Colors, like moods and feelings are NOT binary. They run a gamut. I was already use to thinking about my feelings in terms of colors. I could say that some days I felt orange or blue and know exactly what I meant. And since no one else needed to know or make sense of my labels, this was perfect! I changed my playlists labels to blue, gray, black, orange, crimson, white, purple and so on. I had about twenty playlists and this system was working great.

Using the full color gamut

A year ago I moved to the Pacific Northwest. I spent a month or so on my own before my wife and mother moved. During this month and for the better part of the last twelve months I have experienced a myriad of feelings that were difficult to describe by a simple color name like blue, black, gray, white and the like. It makes perfect sense because not all grays, blues or reds are the same and neither are all the possible feelings a human can experience. I needed a wider color gamut that could account for differences in color hues. My best option was to use the RGB color spectrum. I have since made that modification to my labeling system.

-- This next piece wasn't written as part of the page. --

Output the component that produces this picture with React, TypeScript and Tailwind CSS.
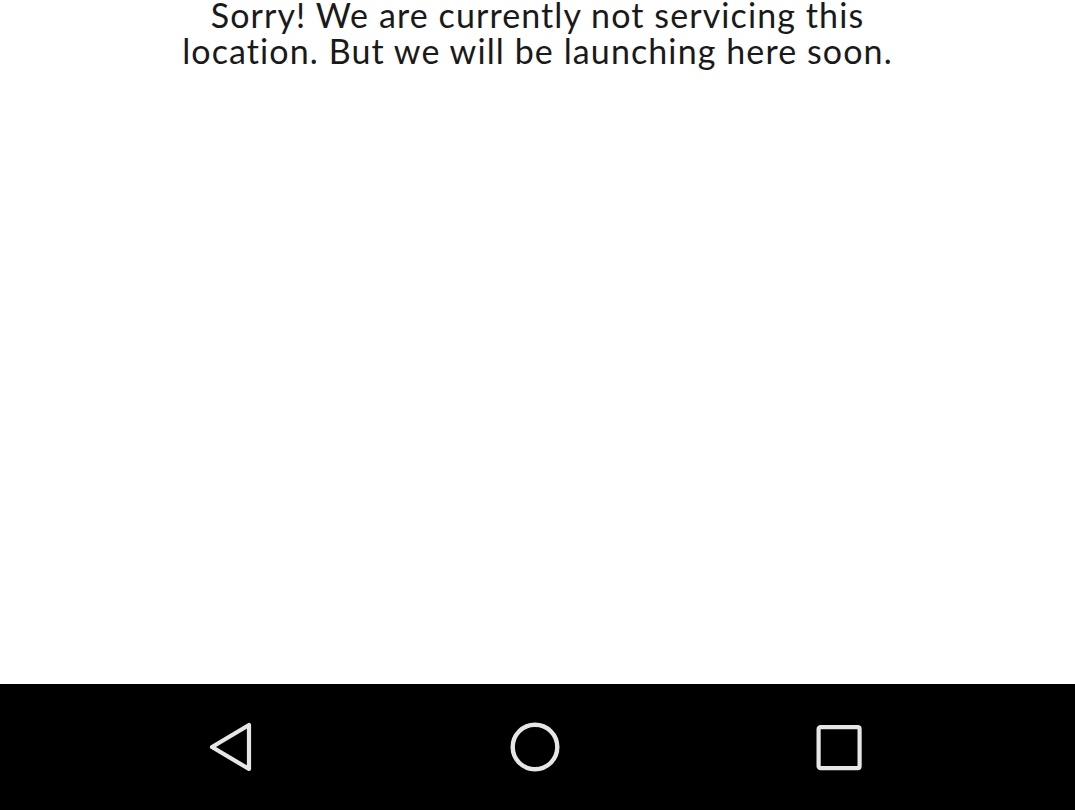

As a graphic designer, I was use to converting RGB color codes into CMYK, but I do very little print design these days, and I am more familiar with Hex (hexadecimal) color codes. Using Hexadecimal color codes was perfect, because Hex color codes are the RGB equivalent in web design. I have changed the playlists name from an English color name to a Hexadecimal equivalent.

This is what my playlists look like now

Using hexadecimal color codes to label my playlists in Spotify. After a while I couldn’t remember where my songs lived or which ‘happy’ mood I was experiencing.

When I wrote this, I was listening to this song:

Metamorfose Ambulante by Raul Seixas performed by Julieta Venegas y Maria de Medeiros.